Following the tasting last Friday I concur that indeed the rice itself whilst not reflecting the established expectation of ‘risotto’ rice is potentially subject to interpretation as a ‘regional’ variation. But whilst the word ‘risotto’ does literally translate to merely ‘rice’ there is a higher standard to which our expectations are of ‘risotto’ the dish. In the very few regions of Italy through which I have travelled, anecdotally only I must stress, I have not detected huge variations in grain and I feel risotto refers to the dish which is primarily represented by Carnaroli, Arborio and my personal preference, Vialone Nano.

My instinct in testing your current risotto dish is that the rice used is possibly Orzo or close to, it has a relatively slimy texture structure and as you suggest may not be best suited to an even cooking resulting in variations of al dente.  It does not quite meet my expectations of a traditional risotto.

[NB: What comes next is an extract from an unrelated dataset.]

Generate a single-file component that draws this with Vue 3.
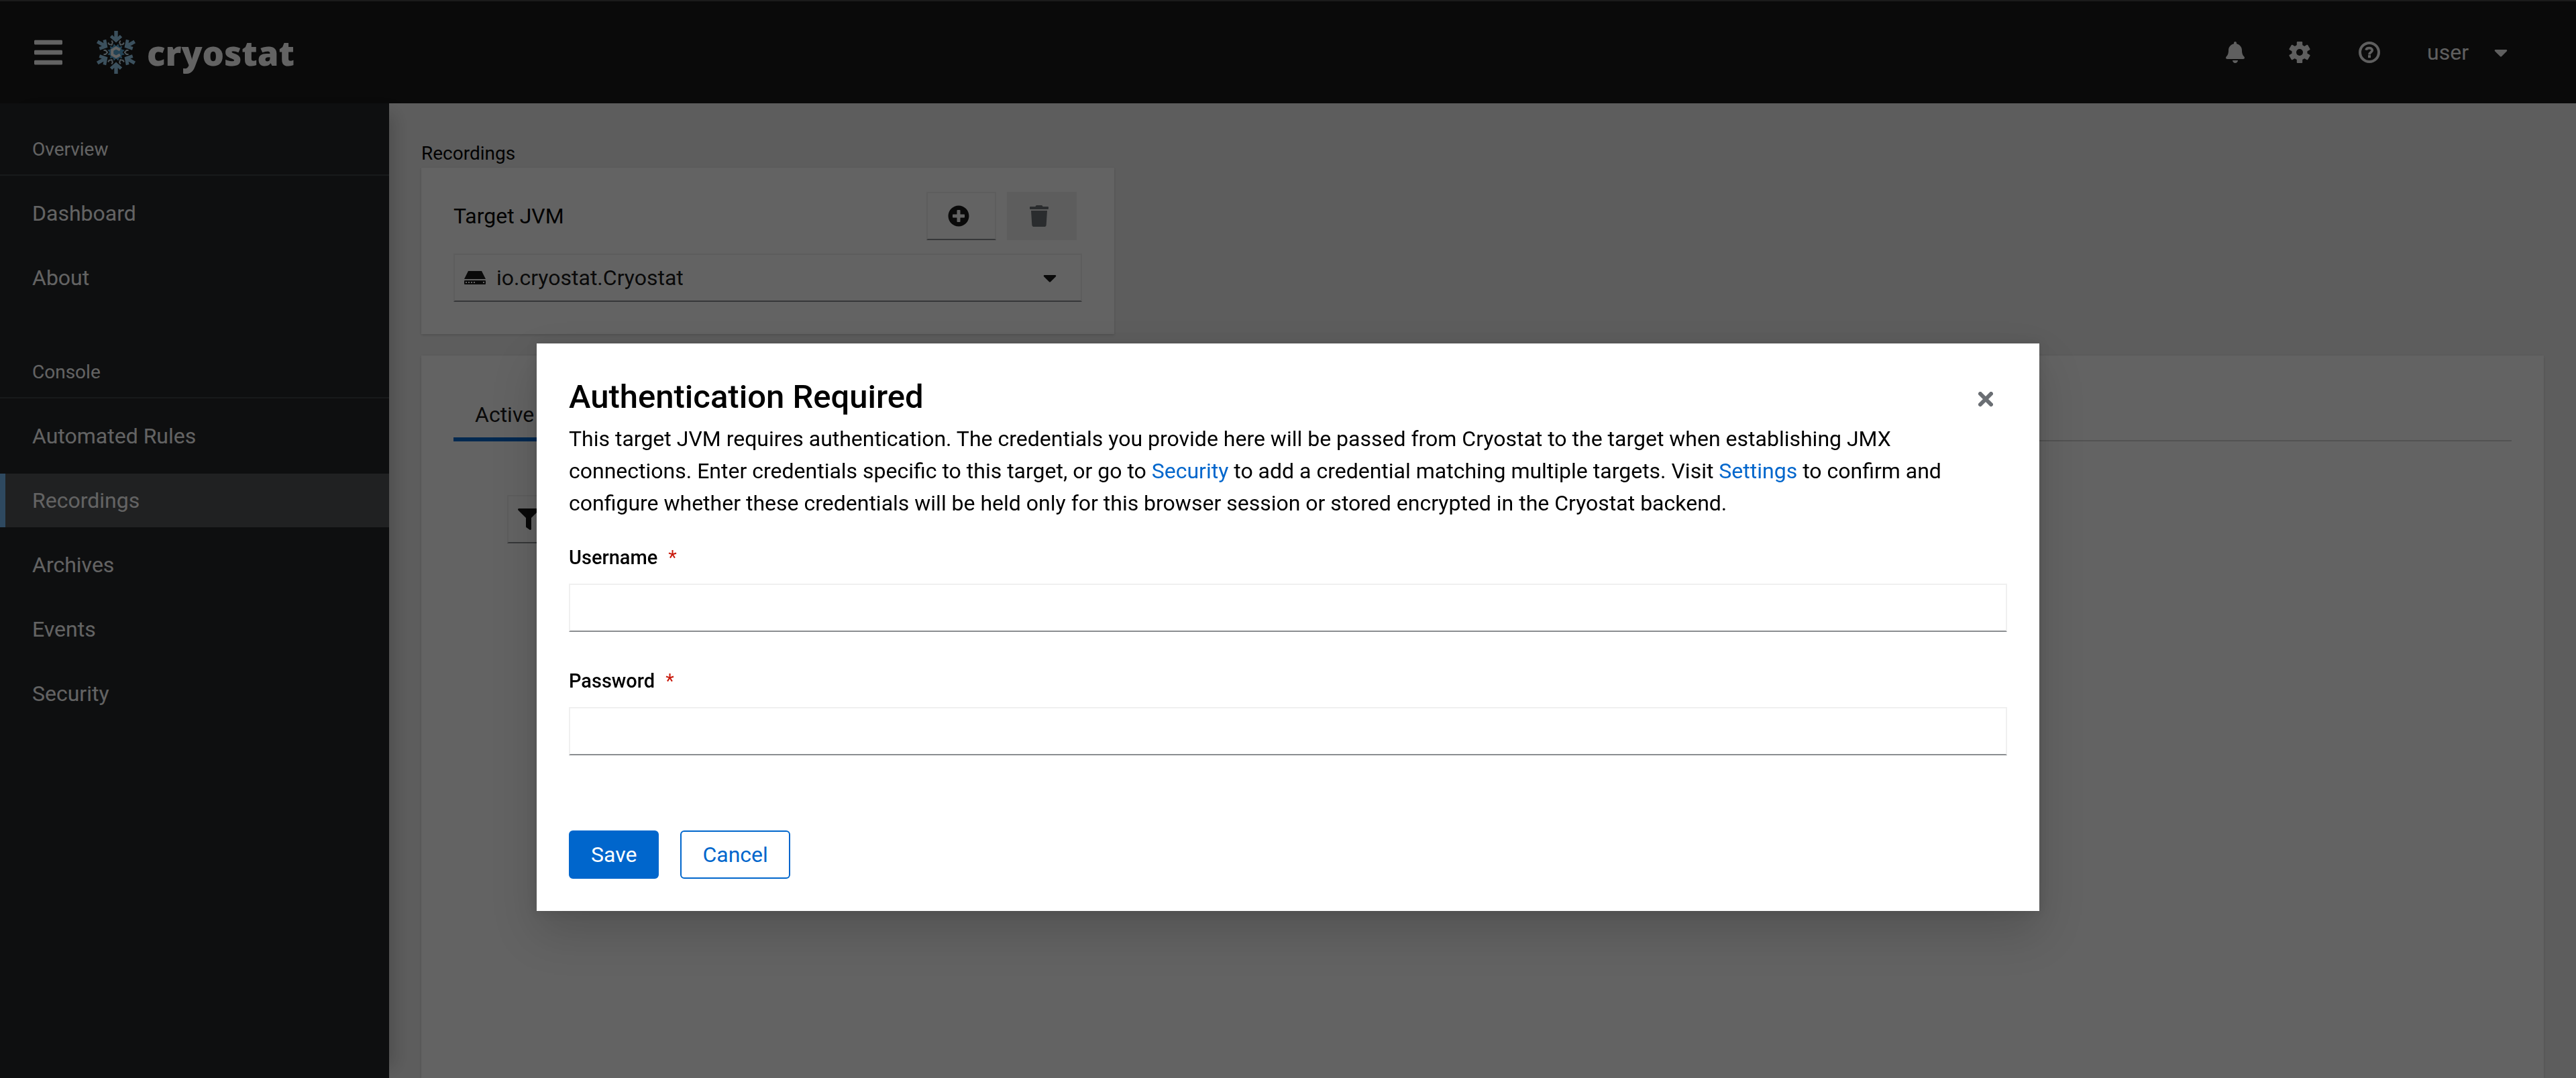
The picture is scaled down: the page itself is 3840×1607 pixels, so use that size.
<script setup>
import { ref } from 'vue'

const sections = [
  { title: 'Overview', links: ['Dashboard', 'About'] },
  { title: 'Console', links: ['Automated Rules', 'Recordings', 'Archives', 'Events', 'Security'] }
]
const current = 'Recordings'
const angles = [0, 60, 120, 180, 240, 300]
const target = ref('io.cryostat.Cryostat')
const username = ref('')
const password = ref('')

// Twelve-pointed star at the centre of the snowflake.
const star = Array.from({ length: 24 }, (_, i) => {
  const r = i % 2 ? 10 : 14
  const a = (Math.PI / 12) * i + Math.PI / 12
  return `${(r * Math.sin(a)).toFixed(2)},${(-r * Math.cos(a)).toFixed(2)}`
}).join(' ')
</script>

<template>
  <div class="page">
    <header class="masthead">
      <button class="plain toggle" type="button" aria-label="Global navigation">
        <svg width="42" height="48" viewBox="0 0 448 512" fill="currentColor" aria-hidden="true">
          <path d="M16 132h416c8.837 0 16-7.163 16-16V76c0-8.837-7.163-16-16-16H16C7.163 60 0 67.163 0 76v40c0 8.837 7.163 16 16 16zm0 160h416c8.837 0 16-7.163 16-16v-40c0-8.837-7.163-16-16-16H16c-8.837 0-16 7.163-16 16v40c0 8.837 7.163 16 16 16zm0 160h416c8.837 0 16-7.163 16-16v-40c0-8.837-7.163-16-16-16H16c-8.837 0-16 7.163-16 16v40c0 8.837 7.163 16 16 16z" />
        </svg>
      </button>
      <a class="brand" href="#">
        <svg width="64" height="64" viewBox="-32 -32 64 64" aria-hidden="true">
          <g v-for="a in angles" :key="a" :transform="`rotate(${a})`">
            <path fill="#97cdee" d="M-2.7-32h5.4v9l3.2-3 3.3 3.600L0-14.500-9.200-22.400l3.300-3.600 3.200 3z" />
            <path transform="rotate(30)" fill="none" stroke="#c5dce9" stroke-width="2" d="M-3-18.500v3L0-12.800l3-2.700v-3" />
          </g>
          <polygon :points="star" fill="#58a9d8" stroke="#151515" stroke-width="1" />
          <path fill="none" stroke="#fff" stroke-width="4" d="M6-3.500 0-6.800-5.800-3.400v6.800L0 6.800 6 3.500" />
        </svg>
        <span class="wordmark">cryostat</span>
      </a>
      <div class="tools">
        <div class="tool-group">
          <button class="plain tool" type="button" aria-label="Notifications">
            <svg width="28" height="32" viewBox="0 0 448 512" fill="currentColor" aria-hidden="true">
              <path d="M224 512c35.320 0 63.970-28.650 63.970-64H160.030c0 35.350 28.650 64 63.970 64zm215.390-149.710c-19.320-20.760-55.470-51.990-55.470-154.290 0-77.700-54.480-139.900-127.940-155.160V32c0-17.670-14.320-32-31.980-32s-31.980 14.330-31.980 32v20.840C118.560 68.100 64.080 130.300 64.080 208c0 102.300-36.150 133.530-55.470 154.290-6 6.450-8.660 14.160-8.610 21.710.11 16.400 12.980 32 32.100 32h383.800c19.120 0 32-15.600 32.100-32 .05-7.550-2.610-15.270-8.610-21.710z" />
            </svg>
          </button>
          <button class="plain tool" type="button" aria-label="Settings">
            <svg width="32" height="32" viewBox="-16 -16 32 32" aria-hidden="true">
              <g fill="currentColor">
                <circle r="11.500" />
                <rect v-for="a in [0, 60, 120]" :key="a" x="-4.200" y="-16" width="8.400" height="32" rx="1" :transform="`rotate(${a})`" />
              </g>
              <circle r="5" fill="#151515" />
            </svg>
          </button>
        </div>
        <button class="plain tool" type="button" aria-label="Help">
          <svg width="32" height="32" viewBox="-16 -16 32 32" fill="none" stroke="currentColor" stroke-width="4" aria-hidden="true">
            <circle r="14" />
            <path stroke-width="3.600" d="M-5-3.400C-4.200-7.300 4.300-7.600 4.300-3 4.300 0 0-.5 0 3.600" />
            <path d="M-2 6.200h4" />
          </svg>
        </button>
        <button class="plain user" type="button">
          <span>user</span>
          <svg width="20" height="32" viewBox="0 0 320 512" fill="currentColor" aria-hidden="true">
            <path d="M31.300 192h257.300c17.800 0 26.700 21.500 14.100 34.100L174.100 354.800c-7.800 7.800-20.500 7.800-28.300 0L17.200 226.100C4.600 213.500 13.500 192 31.300 192z" />
          </svg>
        </button>
      </div>
    </header>

    <div class="body">
      <nav class="sidebar" aria-label="Global">
        <section v-for="s in sections" :key="s.title" class="nav-section">
          <h2>{{ s.title }}</h2>
          <ul>
            <li v-for="l in s.links" :key="l">
              <a href="#" :class="{ current: l === current }">{{ l }}</a>
            </li>
          </ul>
        </section>
      </nav>

      <main class="main">
        <h1 class="crumb">Recordings</h1>
        <div class="grid">
          <section class="card target">
            <div class="target-head">
              <label for="target">Target JVM</label>
              <div class="actions">
                <button class="control" type="button" aria-label="Create target">
                  <svg width="32" height="32" viewBox="0 0 512 512" fill="currentColor" aria-hidden="true">
                    <path d="M256 8C119 8 8 119 8 256s111 248 248 248 248-111 248-248S393 8 256 8zm144 276c0 6.600-5.400 12-12 12h-92v92c0 6.600-5.400 12-12 12h-56c-6.600 0-12-5.400-12-12v-92h-92c-6.600 0-12-5.400-12-12v-56c0-6.600 5.400-12 12-12h92v-92c0-6.600 5.400-12 12-12h56c6.600 0 12 5.400 12 12v92h92c6.600 0 12 5.400 12 12v56z" />
                  </svg>
                </button>
                <button class="control" type="button" aria-label="Delete target" disabled>
                  <svg width="32" height="32" viewBox="0 0 448 512" fill="currentColor" aria-hidden="true">
                    <path d="M432 32H312l-9.400-18.700A24 24 0 0 0 281.100 0H166.800a23.720 23.720 0 0 0-21.400 13.300L136 32H16A16 16 0 0 0 0 48v32a16 16 0 0 0 16 16h416a16 16 0 0 0 16-16V48a16 16 0 0 0-16-16zM32 128l21.200 339a48 48 0 0 0 47.900 45h245.800a48 48 0 0 0 47.900-45L416 128z" />
                  </svg>
                </button>
              </div>
            </div>
            <div class="select">
              <svg width="32" height="32" viewBox="0 0 32 32" aria-hidden="true">
                <path fill="currentColor" d="M6 6h20l6 12H0zM1 20h30q1 0 1 1v4q0 1-1 1H1q-1 0-1-1v-4q0-1 1-1z" />
                <path fill="#fff" d="M2 22h2v2H2zM6 22h2v2H6zM10 22h2v2h-2zM14 22h2v2h-2zM28 22h2v2h-2z" />
              </svg>
              <select id="target" v-model="target">
                <option>io.cryostat.Cryostat</option>
              </select>
              <svg width="20" height="32" viewBox="0 0 320 512" fill="currentColor" aria-hidden="true">
                <path d="M31.300 192h257.300c17.800 0 26.700 21.500 14.100 34.100L174.100 354.800c-7.800 7.800-20.500 7.800-28.300 0L17.200 226.100C4.600 213.500 13.500 192 31.300 192z" />
              </svg>
            </div>
          </section>
        </div>
        <section class="card recordings">
          <div class="tabs" role="tablist">
            <button class="tab" type="button" role="tab" aria-selected="true">Active Recordings</button>
          </div>
          <div class="toolbar">
            <button class="filter" type="button" aria-label="Filter">
              <svg width="32" height="32" viewBox="0 0 512 512" fill="currentColor" aria-hidden="true">
                <path d="M487.976 0H24.028C2.710 0-8.047 25.866 7.058 40.971L192 225.941V432c0 7.831 3.821 15.170 10.237 19.662l80 55.980C298.020 518.690 320 507.493 320 487.980V225.941l184.947-184.970C520.021 25.896 509.338 0 487.976 0z" />
              </svg>
            </button>
          </div>
        </section>
      </main>
    </div>

    <div class="backdrop">
      <div class="modal" role="dialog" aria-modal="true" aria-labelledby="auth-title">
        <header class="modal-head">
          <h2 id="auth-title">Authentication Required</h2>
          <button class="plain close" type="button" aria-label="Close">
            <svg width="22" height="22" viewBox="0 0 22 22" stroke="currentColor" stroke-width="6" stroke-linecap="round" aria-hidden="true">
              <path d="M3 3l16 16M19 3L3 19" />
            </svg>
          </button>
        </header>
        <p class="message">
          This target JVM requires authentication. The credentials you provide here will be passed from Cryostat to the target when establishing JMX
          connections. Enter credentials specific to this target, or go to <a href="#">Security</a> to add a credential matching multiple targets. Visit <a href="#">Settings</a> to confirm and
          configure whether these credentials will be held only for this browser session or stored encrypted in the Cryostat backend.
        </p>
        <form class="form" @submit.prevent>
          <div class="field">
            <label for="username">Username<span class="required" aria-hidden="true">*</span></label>
            <input id="username" v-model="username" type="text" required />
          </div>
          <div class="field">
            <label for="password">Password<span class="required" aria-hidden="true">*</span></label>
            <input id="password" v-model="password" type="password" required />
          </div>
          <div class="buttons">
            <button class="btn primary" type="submit">Save</button>
            <button class="btn" type="button">Cancel</button>
          </div>
        </form>
      </div>
    </div>
  </div>
</template>

<style>
body {
  margin: 0;
}
</style>

<style scoped>
*,
*::before,
*::after {
  box-sizing: border-box;
}

.page {
  display: flex;
  flex-direction: column;
  min-height: 100vh;
  color: #000;
  background: #f0f0f0;
  font-family: Roboto, "Liberation Sans", sans-serif;
  font-size: 32px;
  line-height: 48px;
}

button,
input,
select {
  margin: 0;
  font: inherit;
  color: inherit;
}

a {
  text-decoration: none;
}

svg {
  display: block;
  flex: none;
}

.plain {
  display: flex;
  align-items: center;
  justify-content: center;
  padding: 0;
  border: 0;
  background: none;
}

/* Masthead */
.masthead {
  display: flex;
  align-items: center;
  height: 154px;
  padding: 0 70px 0 51px;
  border-top: 2px solid #424242;
  color: #fff;
  background: #151515;
}

.brand {
  display: flex;
  align-items: center;
  gap: 14px;
  margin-left: 48px;
  color: #fff;
}

.wordmark {
  font-family: "Noto Sans", "Open Sans", sans-serif;
  font-size: 51px;
  font-weight: 900;
  line-height: 64px;
}

.tools {
  display: flex;
  align-items: center;
  gap: 8px;
  margin-left: auto;
}

.tool-group {
  display: flex;
}

.tool {
  width: 96px;
  height: 72px;
  color: #f5f5f5;
}

.user {
  gap: 38px;
  height: 72px;
  padding: 0 32px 0 30px;
  color: #f5f5f5;
}

/* Sidebar */
.body {
  display: flex;
  flex: 1;
}

.sidebar {
  z-index: 1;
  flex: none;
  width: 580px;
  padding-top: 48px;
  color: #fff;
  background: #212427;
  box-shadow: 24px 0 24px -16px rgba(3, 3, 3, 0.18);
}

.nav-section + .nav-section {
  margin-top: 80px;
}

.nav-section h2 {
  margin: 0;
  padding: 0 48px 16px;
  border-bottom: 2px solid #3c3f42;
  font-size: 28px;
  font-weight: 400;
  line-height: 42px;
}

.nav-section ul {
  display: flex;
  flex-direction: column;
  gap: 16px;
  margin: 0;
  padding: 16px 0 0;
  list-style: none;
}

.nav-section a {
  display: block;
  padding: 16px 48px;
  color: #fff;
}

.nav-section a.current {
  background: #4f5255;
  box-shadow: inset 8px 0 #73bcf7;
}

/* Main area */
.main {
  display: flex;
  flex: 1;
  flex-direction: column;
  min-width: 0;
  padding: 54px 48px 0;
}

.crumb {
  margin: 0;
  font-size: 28px;
  font-weight: 400;
  line-height: 42px;
}

.grid {
  display: grid;
  grid-template-columns: repeat(3, 1fr);
  gap: 32px;
  margin-bottom: 32px;
}

.card {
  background: #fff;
  box-shadow: 0 2px 4px rgba(3, 3, 3, 0.12), 0 0 4px rgba(3, 3, 3, 0.06);
}

.target {
  padding: 36px 48px 48px;
}

.target-head {
  display: flex;
  align-items: center;
  justify-content: space-between;
  margin-bottom: 20px;
}

.actions {
  display: flex;
  gap: 16px;
  margin-right: 8px;
}

.control,
.filter,
.select,
.field input {
  height: 72px;
  border: 2px solid #f0f0f0;
  border-bottom-color: #8a8d90;
  border-radius: 0;
  color: #151515;
  background: #fff;
}

.control {
  width: 104px;
  padding: 0 38px 0 30px;
}

.control:disabled {
  border-color: #f0f0f0;
  color: #6a6e73;
  background: #f0f0f0;
}

.select {
  display: flex;
  align-items: center;
  gap: 16px;
  padding: 0 36px 0 14px;
}

.select select {
  flex: 1;
  min-width: 0;
  height: 68px;
  padding: 0;
  border: 0;
  background: none;
  appearance: none;
}

.recordings {
  flex: 1;
  padding: 48px;
}

.tabs {
  display: flex;
  box-shadow: inset 0 -2px #d2d2d2;
}

.tab {
  padding: 16px 32px;
  border: 0;
  color: #151515;
  background: none;
  box-shadow: inset 0 -6px #06c;
}

.toolbar {
  padding: 80px 80px 0;
}

.filter {
  padding: 0 14px;
}

/* Modal */
.backdrop {
  position: fixed;
  inset: 0;
  z-index: 2;
  display: flex;
  align-items: flex-start;
  justify-content: center;
  padding-top: 512px;
  background: rgba(3, 3, 3, 0.62);
}

.modal {
  width: 100%;
  max-width: 2240px;
  padding: 48px;
  background: #fff;
  box-shadow: 0 32px 64px rgba(3, 3, 3, 0.16), 0 0 16px rgba(3, 3, 3, 0.1);
}

.modal-head {
  display: flex;
  align-items: flex-start;
  justify-content: space-between;
}

.modal-head h2 {
  margin: 0;
  font-size: 49px;
  font-weight: 500;
  line-height: 64px;
}

.close {
  width: 64px;
  height: 70px;
  color: #6a6e73;
}

.message {
  margin: 0 0 36px;
}

.message a {
  color: #06c;
}

.field {
  display: flex;
  flex-direction: column;
  gap: 18px;
  margin-bottom: 52px;
}

.field label {
  height: 42px;
  font-size: 29px;
  font-weight: 500;
  line-height: 42px;
}

.field input {
  width: 100%;
  padding: 0 16px;
}

.required {
  margin-left: 16px;
  color: #c9190b;
  font-weight: 400;
}

.buttons {
  display: flex;
  gap: 32px;
  padding-top: 60px;
}

.btn {
  height: 72px;
  padding: 0 31px;
  border: 2px solid #06c;
  border-radius: 6px;
  color: #06c;
  background: #fff;
}

.btn.primary {
  color: #fff;
  background: #06c;
}
</style>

During one trip to the Veneto region, I was invited to La Fiera del Riso at Isola della Scala where I joined the traditional celebration of the harvest Garzega, tasting many great dishes made from the Vialone Nano grain traditional to the region, a highlight being the famous risotto all’isolana and a traditional local delicacy which includes veal, rosemary and cinnamon. (In Venice there is a tradition of sauté eel risotto but I don’t think this will travel well). 

During this visit I had the great privilege of attending a personal cooking lesson by the renowned chef Gabriele Ferron, which was very enlightening although he compares the level of attention required to the risotto as equal too that one needs to give a woman; can we forgive a little old school Italian misogyny in the pursuit of perfection?

Further, I was invited to a late harvest with Giuseppe Melotti together with his children Luca, Gianmaria and Francesca. The image attached from my archive is of Giuseppe scything the crop by hand ahead of the modern machinery, which I was invited to do but unfortunately there is no photographic evidence and you will have to take my word. (Also, attached landscape I love of an original natural reservoir that has fed the fields with fresh water for centuries).

Cooking of the risotto: Rossini’s opera Tancredi has a ‘rice aria’ I suggest as an experiment playing this on constant repeat in the kitchen during the stirring of the risotto which might ensure a perfect consistency.

Isola della Scala is the beginning and end of the La Strada del Riso Vialone Nano Veronese, or “Rice Road”, which takes in 22 villages including Buttapietra, Palu and Nogara so i suggest Paul and I embark on a research roadtrip to really gain a full and vital understanding of this vital dish.

As an aside, during another visit to Predappio during an investigation of fascist architecture, admittedly a little further south, I stayed in a very special farm house with a restaurant that just served one dish; a simply perfect champagne risotto with truffle. It remains one of my best food memories.